Because of this complex interconnection of meanings, we must be wary, not just of the way we use words, but of the very words themselves. This is NOT relativism. It doesn’t mean that all interpretations of a word or other symbol – such as a flag – are equally valid. We have to critically examine those interpretations. To take an example, there’s recently been a big kerfuffle about the word “cling.” The truth is, in a Biblical context, it can indeed have both positive and negative connotations. Paul’s Letter to the Romans (12:9) says, “Hate what is evil; CLING to what is good” but the Book of Jonah (2:8) says, “Those who CLING to worthless idols forfeit the grace that could be theirs.” But even these readings are problematic, since they depend on one particular translation of the Bible.
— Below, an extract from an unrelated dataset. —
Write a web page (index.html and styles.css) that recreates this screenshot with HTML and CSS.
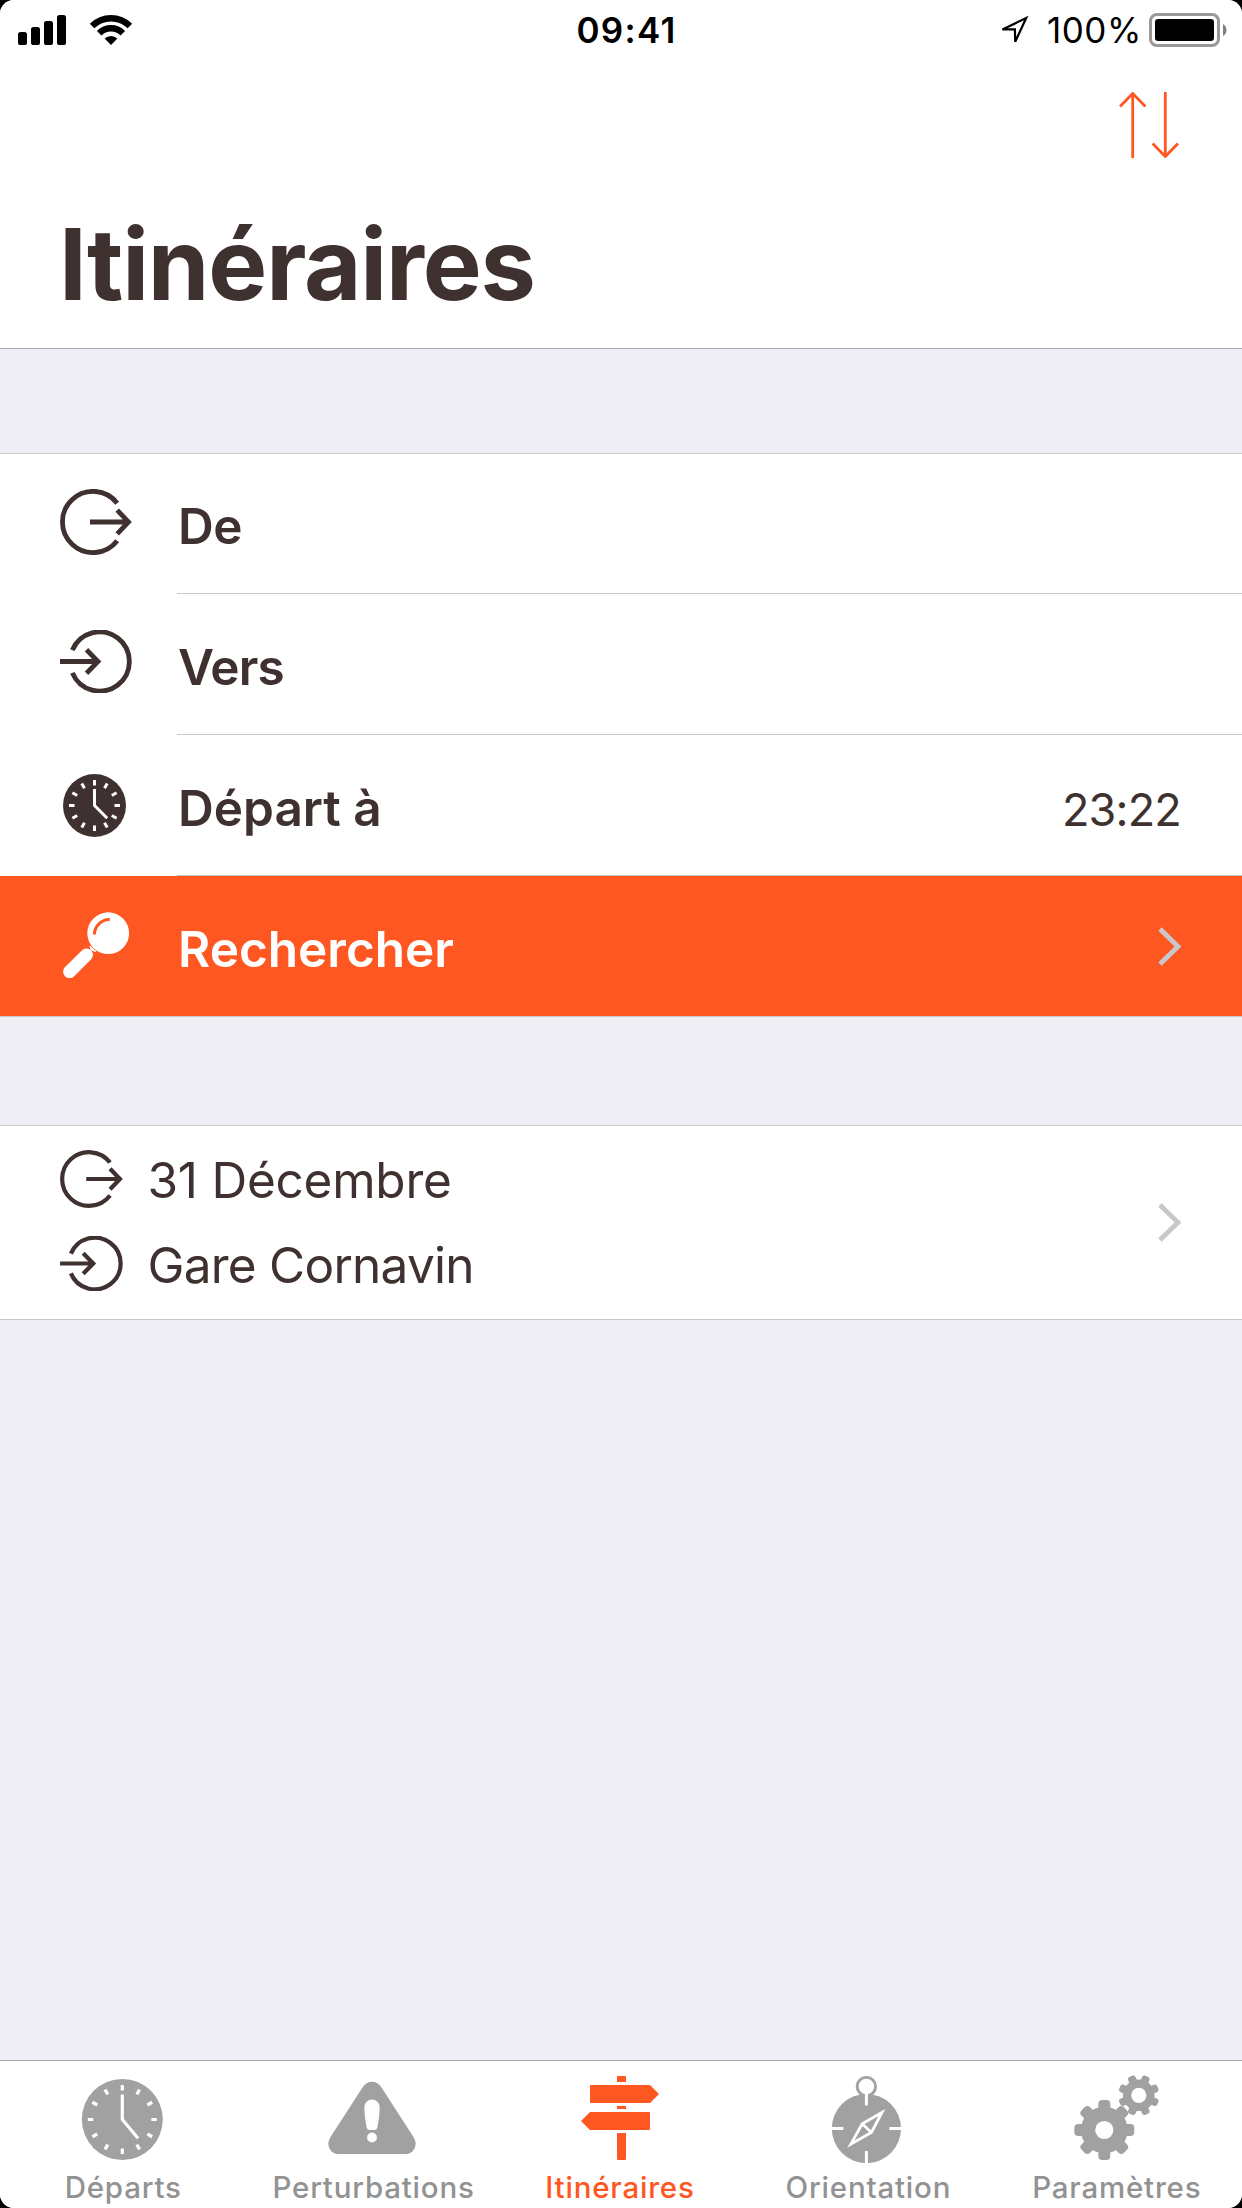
FILE: index.html
```html
<!DOCTYPE html>
<html lang="fr">
<head>
<meta charset="utf-8">
<title>Itinéraires</title>
<link rel="stylesheet" href="styles.css">
</head>
<body>
<svg class="symbols" aria-hidden="true">
  <symbol id="icon-from" viewBox="0 0 72 66">
    <path d="M57.2 14.2A30.6 30.6 0 1 0 57.2 51.8M30 33H68M57.2 21.2L68.5 33L57.2 44.8" fill="none" stroke="currentColor" stroke-width="4.8"/>
  </symbol>
  <symbol id="icon-to" viewBox="0 0 72 63">
    <path d="M12.4 20.2A29.6 29.6 0 1 1 12.4 42.8M0 31.5H38M26.5 19.8L38 31.5L26.5 43.2" fill="none" stroke="currentColor" stroke-width="4.8"/>
  </symbol>
  <symbol id="icon-chevron" viewBox="0 0 24 39">
    <path d="M2 2L20 19.5L2 37" fill="none" stroke="#c7c7cc" stroke-width="4.8"/>
  </symbol>
</svg>
<div class="screen">
  <header class="header">
    <div class="status">
      <div class="status-left">
        <svg width="48" height="30" viewBox="0 0 48 30"><rect y="17" width="9" height="13" rx="2.6"/><rect x="13" y="12" width="9" height="18" rx="2.6"/><rect x="26" y="6" width="9" height="24" rx="2.6"/><rect x="39" width="9" height="30" rx="2.6"/></svg>
        <svg width="44" height="30" viewBox="0 0 44 30"><path d="M22 30L15.6 23.6A9 9 0 0 1 28.4 23.6Z"/><g fill="none" stroke="#000" stroke-width="6.4"><path d="M10.2 18.2A16.7 16.7 0 0 1 33.8 18.2M3.1 11.1A26.8 26.8 0 0 1 40.9 11.1"/></g></svg>
      </div>
      <div class="time">09:41</div>
      <div class="status-right">
        <svg width="30" height="30" viewBox="0 0 30 30"><path d="M27.2 3L3.4 14.4H15.9L16.2 26.8Z" fill="none" stroke="#000" stroke-width="2.2"/></svg>
        <span class="percent">100%</span>
        <svg width="78" height="34" viewBox="0 0 78 34"><rect x="1.5" y="1.5" width="68" height="31" rx="6.5" fill="none" stroke="#999" stroke-width="3"/><rect x="6" y="6" width="59" height="22" rx="3.2"/><path d="M74 11Q77.5 13 77.5 17T74 23Z" fill="#808080"/></svg>
      </div>
    </div>
    <div class="toolbar">
      <svg width="60" height="66" viewBox="0 0 60 66" fill="none" stroke="#ff5722" stroke-width="2.8"><path d="M13.7 66V2M46.3 0V64"/><path d="M1 14.5L13.7 1.5L26.4 14.5M33.6 51.5L46.3 64.5L59 51.5"/></svg>
    </div>
    <h1 class="title">Itinéraires</h1>
  </header>

  <main class="content">
    <section class="group form">
      <div class="row">
        <div class="row-icon"><svg width="72" height="66"><use href="#icon-from"/></svg></div>
        <div class="row-body"><span class="label label-from">De</span></div>
      </div>
      <div class="row">
        <div class="row-icon lift"><svg width="72" height="63"><use href="#icon-to"/></svg></div>
        <div class="row-body"><span class="label label-to">Vers</span></div>
      </div>
      <div class="row">
        <div class="row-icon row-icon-clock">
          <svg width="63" height="63" viewBox="-31.5 -31.5 63 63"><circle r="31.5" fill="currentColor"/>
            <g stroke="#fff" stroke-width="3" fill="none"><path d="M0-25.5V-20M0 25.5V20M-25.5 0H-20M25.5 0H20M12.75-22.1L10-17.3M22.1-12.75L17.3-10M22.1 12.75L17.3 10M12.75 22.1L10 17.3M-12.75 22.1L-10 17.3M-22.1 12.75L-17.3 10M-22.1-12.75L-17.3-10M-12.75-22.1L-10-17.3"/><path d="M0-16.5V0L12.7 12.7"/></g></svg>
        </div>
        <div class="row-body"><span class="label">Départ à</span><span class="value">23:22</span></div>
      </div>
      <div class="row search">
        <div class="row-icon row-icon-search">
          <svg width="66" height="66" viewBox="0 0 66 66"><circle cx="45.2" cy="21.2" r="20.9" fill="#fff"/><path d="M27 34L33 39.5L28 38Z" fill="#fff" stroke="#fff"/><path d="M31.4 22.6A15 15 0 0 1 46.8 7.6" fill="none" stroke="#ff5722" stroke-width="3"/><path d="M6.6 59.6L23.4 43" stroke="#fff" stroke-width="13" stroke-linecap="round"/></svg>
        </div>
        <div class="row-body"><span class="label">Rechercher</span><svg class="chevron" width="24" height="39"><use href="#icon-chevron"/></svg></div>
      </div>
    </section>

    <section class="group recent">
      <div class="journey">
        <div class="stop"><svg width="63" height="58"><use href="#icon-from"/></svg><span>31 Décembre</span></div>
        <div class="stop stop-to"><svg width="63" height="55"><use href="#icon-to"/></svg><span>Gare Cornavin</span></div>
      </div>
      <svg class="chevron" width="24" height="39"><use href="#icon-chevron"/></svg>
    </section>
  </main>

  <nav class="tabs">
    <a class="tab">
      <svg width="96" height="90" viewBox="0 0 96 90"><g transform="translate(46.3 46.5)"><circle r="40.5" fill="#a1a1a1"/><g stroke="#fff" stroke-width="3.2" fill="none"><path d="M0-34.5V-29M0 34.5V29M-34.5 0H-29M34.5 0H29M17.25-29.9L14.5-25.1M29.9-17.25L25.1-14.5M29.9 17.25L25.1 14.5M17.25 29.9L14.5 25.1M-17.25 29.9L-14.5 25.1M-29.9 17.25L-25.1 14.5M-29.9-17.25L-25.1-14.5M-17.25-29.9L-14.5-25.1"/><path d="M0-25V0L15.7 18.8"/></g></g></svg>
      <span>Départs</span>
    </a>
    <a class="tab tab-alerts">
      <svg width="96" height="90" viewBox="0 0 96 90"><path d="M37.5 14.6Q41 8.7 47 8.7T56.5 14.6L88.8 64.5Q92 70 89.7 75Q87 81 80.5 81H13.5Q7 81 4.3 75Q2 70 5.2 64.5Z" fill="#a1a1a1"/><path d="M39.3 34.2a7.7 7.7 0 0 1 15.4 0Q54.7 44 52.3 54.5Q51.7 57 49.5 57H44.5Q42.3 57 41.7 54.5Q39.3 44 39.3 34.2Z" fill="#fff"/><circle cx="47" cy="64.5" r="4.9" fill="#fff"/></svg>
      <span>Perturbations</span>
    </a>
    <a class="tab active">
      <svg width="96" height="90" viewBox="0 0 96 90" fill="#ff5722"><path d="M44 4q0-1 1-1h7q1 0 1 1v5H44ZM44 33H53V36H44ZM44 60H53V86q0 1-1 1h-7q-1 0-1-1ZM17 13q0-1 1-1H77L86 21L77 30H18q-1 0-1-1ZM77 56q0 1-1 1H17L8 48L17 39H76q1 0 1 1Z"/></svg>
      <span>Itinéraires</span>
    </a>
    <a class="tab">
      <svg width="96" height="90" viewBox="0 0 96 90"><g transform="translate(45.4 0)"><circle cy="55.5" r="34.6" fill="#a1a1a1"/><circle cy="13.5" r="9.2" fill="#fff" stroke="#a1a1a1" stroke-width="2.8"/><g fill="none" stroke="#fff" stroke-width="3"><path d="M0 19V32.5M0 78V91M-35 55.5H-23M23 55.5H35"/><path d="M15.5 39.5L-4.2 50.8L-15.5 71L5 59.5ZM-4.2 50.8L5 59.5" stroke-width="2.8"/></g></g></svg>
      <span>Orientation</span>
    </a>
    <a class="tab">
      <svg width="96" height="90" viewBox="0 0 96 90" fill="#a1a1a1"><defs><g id="tooth"><rect x="-6" y="-30" width="12" height="60" rx="4"/></g><g id="cog"><rect x="-4" y="-20.6" width="8" height="41.2" rx="2.8"/></g></defs>
        <g transform="translate(34.3 57)"><circle r="23.4"/><use href="#tooth"/><use href="#tooth" transform="rotate(45)"/><use href="#tooth" transform="rotate(90)"/><use href="#tooth" transform="rotate(135)"/><circle r="9.1" fill="#fff"/></g>
        <g transform="translate(68.8 22.3)"><circle r="15.8"/><use href="#cog" transform="rotate(22.5)"/><use href="#cog" transform="rotate(67.5)"/><use href="#cog" transform="rotate(112.5)"/><use href="#cog" transform="rotate(157.5)"/><circle r="7.6" fill="#fff"/></g></svg>
      <span>Paramètres</span>
    </a>
  </nav>
</div>
</body>
</html>
```
FILE: styles.css
```css
* { box-sizing: border-box; }
body {
  margin: 0;
  background: #000;
  color: #3e312f;
  font-family: Inter, "Liberation Sans", sans-serif;
}
svg { display: block; flex: none; }
.symbols { width: 0; height: 0; position: absolute; }

.screen {
  width: 1242px;
  height: 2208px;
  display: flex;
  flex-direction: column;
  background: #efeef4;
  border-radius: 14px;
  overflow: hidden;
}

/* Header */
.header {
  height: 349px;
  background: #fff;
  border-bottom: 1px solid #a7a6ab;
}
.status {
  height: 60px;
  display: grid;
  grid-template-columns: 1fr auto 1fr;
  align-items: center;
  padding: 0 15px 0 18px;
  color: #000;
}
.status-left { display: flex; gap: 23px; }
.time {
  padding: 0 0 0 8px;
  font-size: 35px;
  font-weight: 600;
  line-height: 60px;
  letter-spacing: 1.3px;
}
.status-right { display: flex; align-items: center; justify-content: flex-end; }
.percent {
  width: 102px;
  margin-left: 18px;
  font-size: 35px;
  line-height: 60px;
  letter-spacing: .5px;
}
.toolbar {
  height: 120px;
  display: flex;
  justify-content: flex-end;
  padding: 32px 63px 0 0;
}
.title {
  margin: 24px 0 0 59px;
  font-size: 99px;
  font-weight: 700;
  line-height: 120px;
  letter-spacing: -1.16px;
}

/* Lists */
.content {
  flex: 1;
  display: flex;
  flex-direction: column;
  gap: 108px;
  padding-top: 104px;
}
.group {
  background: #fff;
  border-top: 1px solid #c8c7cc;
}
.row { display: flex; height: 141px; }
.row:first-child { height: 140px; }
.row-icon {
  width: 177px;
  display: flex;
  align-items: center;
  padding: 0 0 4px 60px;
}
.row-icon.lift { padding-bottom: 6px; }
.row-icon-clock { padding: 0 0 0 63px; }
.row-icon-search { padding: 0 0 3px 63px; }
.row-body {
  flex: 1;
  display: flex;
  align-items: center;
  justify-content: space-between;
  padding-right: 60px;
  border-bottom: 1px solid #c8c7cc;
}
.label {
  padding: 6px 0 0 1px;
  font-size: 49.5px;
  font-weight: 600;
  line-height: 60px;
}
.label-from { padding-top: 4px; letter-spacing: -.5px; }
.label-to { letter-spacing: -.9px; }
.value {
  padding: 10px 1px 0 0;
  font-size: 45px;
  line-height: 60px;
  letter-spacing: -.8px;
}
.search {
  background: #ff5722;
  border-bottom: 1px solid #c8c7cc;
  color: #fff;
}
.search .row-body { border-bottom: 0; }

.recent {
  height: 195px;
  display: flex;
  align-items: center;
  justify-content: space-between;
  padding: 0 60px;
  border-bottom: 1px solid #c8c7cc;
}
.stop {
  height: 85px;
  display: flex;
  align-items: center;
  gap: 24.5px;
  font-size: 49.5px;
  line-height: 85px;
  letter-spacing: -.23px;
}
.stop-to { letter-spacing: -.75px; }
.stop svg { margin-bottom: 3px; }

/* Tab bar */
.tabs {
  height: 148px;
  display: grid;
  grid-template-columns: repeat(5, 1fr);
  background: #fff;
  border-top: 1px solid #a7a6ab;
}
.tab {
  display: flex;
  flex-direction: column;
  align-items: center;
  padding-top: 12px;
  color: #929292;
  font-size: 29.5px;
  font-weight: 500;
  line-height: 36px;
  letter-spacing: .8px;
}
.tab span { margin-top: 6px; padding-right: 2px; }
.tab-alerts span { padding: 0 0 0 2px; }
.tab.active { color: #ff5722; }
```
That passage in Jonah, for example, ONLY uses the word “cling” in the New International Version, and not in the innumerable other English-language translations out there.
More than anything else, what all this means is that the use of a particular word or symbol will activate a reader’s ingrained mental chain of associations. Connections might be made that couldn’t initially have been foreseen, and we can’t summarily discard interpretations simply because we didn’t intend them. Meaning doesn’t inherently reside in text or reader but is often generated in the peculiar interplay between specific text and specific reader (or listener). In other words, context matters – and it’s all of our jobs to critically examine those contexts.
These same problems reside with the word “crusade.” “Crusade” even in its apparently most benign usage – I saw an article recently talking about a woman’s crusade to save feral cats – implies struggle against. It divides the world into good and evil, black and white. It implies that the outcome of that struggle has almost cosmic significance, in which good (the side deploying the word “crusade”) must prevail. It’s a zero-sum equation that tends to excuse the means in service of the ends, simply because there is no acceptable end besides utter and complete victory for “the good.”
So, maybe it’s time to ditch the word altogether. Or, perhaps better, “archive” the word – remember the way the word has been used and only deploy it sparingly. Scholars in Medieval Studies can then focus on the complex, changing relationship between religion and violence across the centuries, without worrying about modern semantic debates. And, more generally, without the crutch of “crusade,” today, we can all think about exactly what we mean when we’re struggling against someone or something. Maybe, just maybe, it’s not really productive to think in such stark, Manichean terms – that our opponents are evil and that, because we’re the “good” guys, we have all the answers and can do whatever we want to the “bad” guys.
A Germanic king, long-dead these 1200 years, and an undergraduate research experience at the University of Delaware have led me here.
• Read everything critically.
• Think for yourself.
• Remember the context.
• But always, always remember the “so what?”
Those kinds of skills will come in handy if any of you do decide to go to graduate school, become a professor, get invited back to your alma mater to give a talk, and want to have a conversation with some new friends on a crisp and cloudy Saturday morning.